Start of Collected data

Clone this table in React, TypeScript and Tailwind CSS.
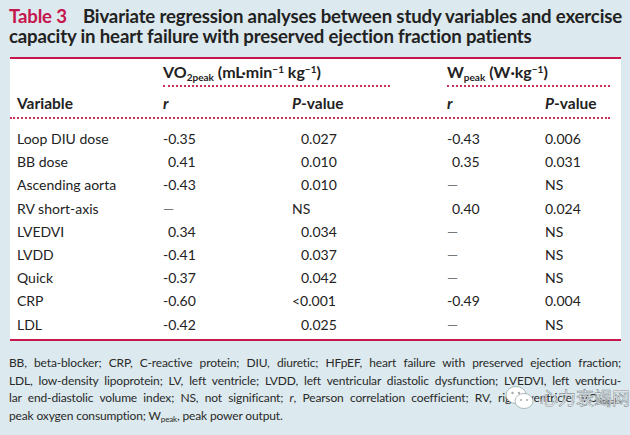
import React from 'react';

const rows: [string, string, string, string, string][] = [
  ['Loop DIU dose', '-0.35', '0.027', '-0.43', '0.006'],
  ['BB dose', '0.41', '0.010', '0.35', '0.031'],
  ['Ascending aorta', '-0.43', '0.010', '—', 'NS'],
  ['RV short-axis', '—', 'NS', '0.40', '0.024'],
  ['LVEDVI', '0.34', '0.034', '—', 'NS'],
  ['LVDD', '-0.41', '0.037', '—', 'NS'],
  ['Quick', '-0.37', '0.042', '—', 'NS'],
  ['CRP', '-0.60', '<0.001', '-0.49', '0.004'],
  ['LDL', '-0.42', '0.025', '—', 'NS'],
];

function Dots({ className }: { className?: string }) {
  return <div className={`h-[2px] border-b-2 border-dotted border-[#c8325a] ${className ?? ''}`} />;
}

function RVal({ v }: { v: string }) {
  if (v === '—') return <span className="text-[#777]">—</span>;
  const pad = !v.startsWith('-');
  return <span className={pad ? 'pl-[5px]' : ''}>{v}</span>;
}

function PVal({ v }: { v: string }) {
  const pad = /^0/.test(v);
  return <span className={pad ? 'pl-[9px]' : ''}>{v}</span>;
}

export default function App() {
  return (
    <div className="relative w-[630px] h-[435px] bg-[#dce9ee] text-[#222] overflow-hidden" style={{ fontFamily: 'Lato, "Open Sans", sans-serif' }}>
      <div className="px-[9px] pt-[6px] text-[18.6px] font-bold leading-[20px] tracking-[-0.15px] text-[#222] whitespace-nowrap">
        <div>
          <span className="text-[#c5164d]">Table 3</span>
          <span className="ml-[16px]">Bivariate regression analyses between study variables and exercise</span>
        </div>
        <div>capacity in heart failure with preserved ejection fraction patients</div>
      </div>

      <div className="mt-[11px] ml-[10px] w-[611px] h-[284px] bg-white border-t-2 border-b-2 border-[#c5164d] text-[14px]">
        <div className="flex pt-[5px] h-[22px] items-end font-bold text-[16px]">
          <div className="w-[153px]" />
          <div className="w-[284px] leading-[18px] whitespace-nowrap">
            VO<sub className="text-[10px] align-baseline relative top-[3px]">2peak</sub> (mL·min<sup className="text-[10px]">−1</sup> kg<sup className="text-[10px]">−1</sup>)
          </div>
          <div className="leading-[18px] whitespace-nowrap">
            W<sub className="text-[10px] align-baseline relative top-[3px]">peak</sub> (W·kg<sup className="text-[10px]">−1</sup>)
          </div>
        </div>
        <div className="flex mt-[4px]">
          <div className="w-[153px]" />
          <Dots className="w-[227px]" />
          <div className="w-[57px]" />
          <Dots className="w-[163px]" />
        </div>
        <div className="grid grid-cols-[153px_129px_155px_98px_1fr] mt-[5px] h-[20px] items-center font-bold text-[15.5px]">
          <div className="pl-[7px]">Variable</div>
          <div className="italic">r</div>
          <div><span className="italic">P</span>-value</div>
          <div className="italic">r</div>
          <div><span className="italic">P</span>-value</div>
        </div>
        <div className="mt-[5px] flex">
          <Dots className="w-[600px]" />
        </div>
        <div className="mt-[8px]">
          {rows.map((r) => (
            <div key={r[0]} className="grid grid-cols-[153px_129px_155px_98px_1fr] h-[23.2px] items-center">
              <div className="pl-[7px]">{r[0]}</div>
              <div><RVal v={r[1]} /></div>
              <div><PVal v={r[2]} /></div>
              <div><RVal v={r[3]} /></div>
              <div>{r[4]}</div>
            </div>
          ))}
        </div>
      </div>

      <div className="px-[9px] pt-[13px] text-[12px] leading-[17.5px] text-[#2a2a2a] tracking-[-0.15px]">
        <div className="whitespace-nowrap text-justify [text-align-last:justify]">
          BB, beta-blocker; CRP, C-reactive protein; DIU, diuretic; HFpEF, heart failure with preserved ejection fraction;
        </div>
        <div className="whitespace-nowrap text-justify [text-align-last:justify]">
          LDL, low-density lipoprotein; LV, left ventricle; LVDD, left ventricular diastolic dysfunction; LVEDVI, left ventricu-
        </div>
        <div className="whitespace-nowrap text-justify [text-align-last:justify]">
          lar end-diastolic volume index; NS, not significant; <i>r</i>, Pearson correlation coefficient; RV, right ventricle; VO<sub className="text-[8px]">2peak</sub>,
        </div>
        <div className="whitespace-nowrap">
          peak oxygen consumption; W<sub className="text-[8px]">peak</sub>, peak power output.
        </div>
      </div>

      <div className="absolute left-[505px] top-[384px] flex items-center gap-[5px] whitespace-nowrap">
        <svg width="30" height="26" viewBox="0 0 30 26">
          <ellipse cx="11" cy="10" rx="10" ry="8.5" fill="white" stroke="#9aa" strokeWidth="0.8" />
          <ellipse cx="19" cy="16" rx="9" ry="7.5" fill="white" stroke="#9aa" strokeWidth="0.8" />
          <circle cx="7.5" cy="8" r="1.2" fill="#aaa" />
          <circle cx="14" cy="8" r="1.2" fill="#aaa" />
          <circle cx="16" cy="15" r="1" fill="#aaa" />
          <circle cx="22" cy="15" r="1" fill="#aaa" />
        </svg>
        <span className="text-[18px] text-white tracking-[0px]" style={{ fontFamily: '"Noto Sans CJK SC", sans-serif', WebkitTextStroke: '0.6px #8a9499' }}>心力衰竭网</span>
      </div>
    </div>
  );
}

End of Collected data

- Directive -
Give back exactly the lines from the first line of the data through the line with "import React from 'react';", pictures excluded.

- Response to the task -
Clone this table in React, TypeScript and Tailwind CSS.
import React from 'react';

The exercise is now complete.